DIRECTION » Filter the data below for the string "full" and copy each matching line.
[Start]
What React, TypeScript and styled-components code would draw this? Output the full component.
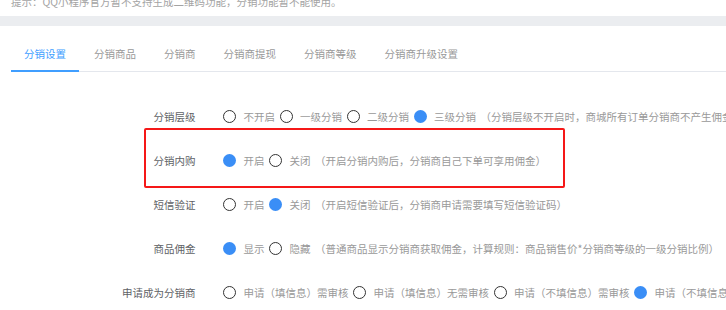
import styled, { createGlobalStyle } from 'styled-components';

const GlobalStyle = createGlobalStyle`
  html, body {
    margin: 0;
    padding: 0;
    background: #fff;
    overflow: hidden;
  }
  body {
    font-family: 'Noto Sans CJK SC', 'Noto Sans', sans-serif;
  }
`;

interface Option {
  label: string;
  checked?: boolean;
}

interface Setting {
  label: string;
  options: Option[];
  note?: string;
}

const tabs = ['分销设置', '分销商品', '分销商', '分销商提现', '分销商等级', '分销商升级设置'];

const settings: Setting[] = [
  {
    label: '分销层级',
    options: [
      { label: '不开启' },
      { label: '一级分销' },
      { label: '二级分销' },
      { label: '三级分销', checked: true },
    ],
    note: '（分销层级不开启时，商城所有订单分销商不产生佣金）',
  },
  {
    label: '分销内购',
    options: [{ label: '开启', checked: true }, { label: '关闭' }],
    note: '（开启分销内购后，分销商自己下单可享用佣金）',
  },
  {
    label: '短信验证',
    options: [{ label: '开启' }, { label: '关闭', checked: true }],
    note: '（开启短信验证后，分销商申请需要填写短信验证码）',
  },
  {
    label: '商品佣金',
    options: [{ label: '显示', checked: true }, { label: '隐藏' }],
    note: '（普通商品显示分销商获取佣金，计算规则：商品销售价*分销商等级的一级分销比例）',
  },
  {
    label: '申请成为分销商',
    options: [
      { label: '申请（填信息）需审核' },
      { label: '申请（填信息）无需审核' },
      { label: '申请（不填信息）需审核' },
      { label: '申请（不填信息）无需审核', checked: true },
    ],
  },
];

export default function App() {
  return (
    <>
      <GlobalStyle />
      <Notice>提示：QQ小程序官方暂不支持生成二维码功能，分销功能暂不能使用。</Notice>
      <Band />
      <Panel>
        <TabBar>
          {tabs.map((t, i) => (
            <TabItem key={t} active={i === 0}>
              {t}
            </TabItem>
          ))}
        </TabBar>
        <Form>
          {settings.map(s => (
            <Row key={s.label}>
              <Label>{s.label}</Label>
              <Content>
                {s.options.map(o => (
                  <RadioItem key={o.label}>
                    <RadioCircle checked={!!o.checked} />
                    <RadioText>{o.label}</RadioText>
                  </RadioItem>
                ))}
                {s.note && <Note>{s.note}</Note>}
              </Content>
            </Row>
          ))}
          <Highlight />
        </Form>
      </Panel>
    </>
  );
}

const Notice = styled.div`
  margin-top: -8px;
  height: 24px;
  line-height: 20px;
  padding-left: 11px;
  font-size: 10.5px;
  color: #a3a3a3;
  white-space: nowrap;
`;

const Band = styled.div`
  height: 10px;
  background: #ebedf0;
`;

const Panel = styled.div`
  background: #fff;
`;

const TabBar = styled.div`
  display: flex;
  gap: 2px;
  margin: 0 0 0 11px;
  padding-top: 10px;
  border-bottom: 1px solid #e4e7ed;
  white-space: nowrap;
`;

const TabItem = styled.div<{ active?: boolean }>`
  padding: 0 13px;
  height: 35px;
  line-height: 35px;
  font-size: 10.5px;
  color: ${p => (p.active ? '#409eff' : '#999')};
  box-shadow: ${p => (p.active ? 'inset 0 -1px 0 #409eff, 0 1px 0 #409eff' : 'none')};
`;

const Form = styled.div`
  position: relative;
  padding-top: 22px;
`;

const Row = styled.div`
  display: flex;
  align-items: center;
  height: 44px;
  white-space: nowrap;
`;

const Label = styled.div`
  flex: none;
  width: 195.5px;
  text-align: right;
  font-size: 10.5px;
  color: #606266;
`;

const Content = styled.div`
  display: flex;
  align-items: center;
  margin-left: 27.5px;
`;

const RadioItem = styled.label`
  display: inline-flex;
  align-items: center;
  margin-right: 4.5px;
`;

const RadioCircle = styled.span<{ checked: boolean }>`
  box-sizing: border-box;
  width: 13px;
  height: 13px;
  border-radius: 50%;
  margin-right: 7.5px;
  border: ${p => (p.checked ? 'none' : '1.5px solid #333')};
  background: ${p => (p.checked ? '#3a8ef6' : '#fff')};
`;

const RadioText = styled.span`
  font-size: 10.5px;
  color: #999;
`;

const Note = styled.span`
  font-size: 10.5px;
  color: #999;
`;

const Highlight = styled.div`
  position: absolute;
  left: 144px;
  top: 56px;
  width: 421px;
  height: 60px;
  box-sizing: border-box;
  border: 2px solid #f51818;
  border-radius: 2px;
  pointer-events: none;
`;
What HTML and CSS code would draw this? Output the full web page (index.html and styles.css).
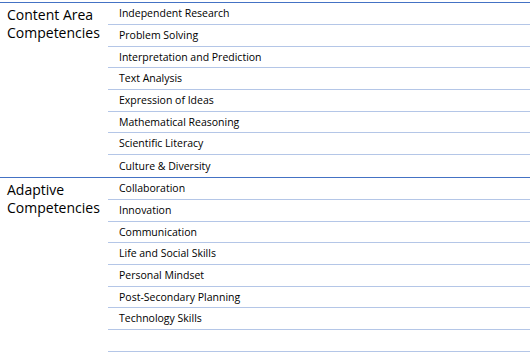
FILE: index.html
```html
<!DOCTYPE html>
<html>
<head>
<meta charset="utf-8">
<link rel="stylesheet" href="styles.css">
</head>
<body>
<div class="sheet">
  <section class="group">
    <div class="group-title">Content Area<br>Competencies</div>
    <ul class="items">
      <li class="r22">Independent Research</li>
      <li class="r22">Problem Solving</li>
      <li class="r21">Interpretation and Prediction</li>
      <li class="r22">Text Analysis</li>
      <li class="r22">Expression of Ideas</li>
      <li class="r21">Mathematical Reasoning</li>
      <li class="r22">Scientific Literacy</li>
      <li class="r22">Culture &amp; Diversity</li>
    </ul>
  </section>
  <section class="group">
    <div class="group-title">Adaptive<br>Competencies</div>
    <ul class="items">
      <li class="r22">Collaboration</li>
      <li class="r22">Innovation</li>
      <li class="r21">Communication</li>
      <li class="r22">Life and Social Skills</li>
      <li class="r22">Personal Mindset</li>
      <li class="r21">Post-Secondary Planning</li>
      <li class="r22">Technology Skills</li>
      <li class="r22"></li>
    </ul>
  </section>
</div>
</body>
</html>
```
FILE: styles.css
```css
html, body {
  margin: 0;
  padding: 0;
  background: #fff;
}
body {
  padding-top: 2px;
  font-family: "Open Sans", "Liberation Sans", sans-serif;
  color: #000;
}
.sheet {
  width: 530px;
}
.group {
  display: flex;
  border-top: 1px solid #4472c4;
}
.group-title {
  width: 108px;
  flex: none;
  box-sizing: border-box;
  padding: 3px 0 0 7px;
  font-size: 14px;
  font-weight: 500;
  line-height: 18px;
}
.items {
  list-style: none;
  margin: 0;
  padding: 0;
  flex: 1;
}
.items li {
  box-sizing: border-box;
  padding: 0 0 1px 11px;
  font-size: 10.5px;
  display: flex;
  align-items: center;
  border-bottom: 1px solid #b4c6e7;
}
.items li:last-child {
  border-bottom: none;
}
.group:last-child .items li:last-child {
  border-bottom: 1px solid #b4c6e7;
}
.r22 { height: 22px; }
.r21 { height: 21px; }
```
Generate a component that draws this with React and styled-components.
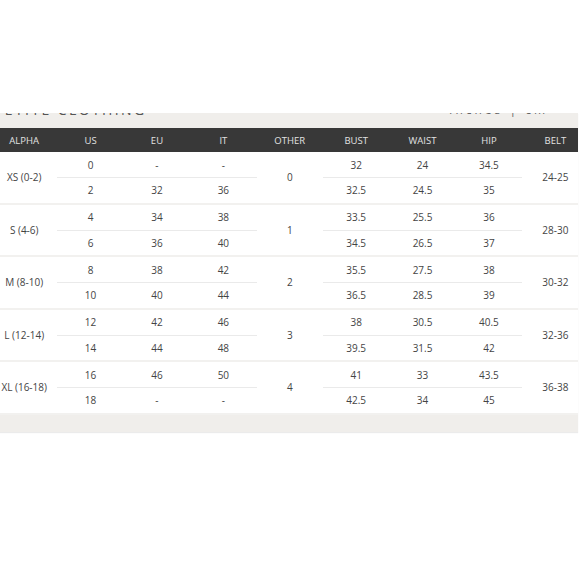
[End]
RESPONSE TO THE TASK »
What React, TypeScript and styled-components code would draw this? Output the full component.
What HTML and CSS code would draw this? Output the full web page (index.html and styles.css).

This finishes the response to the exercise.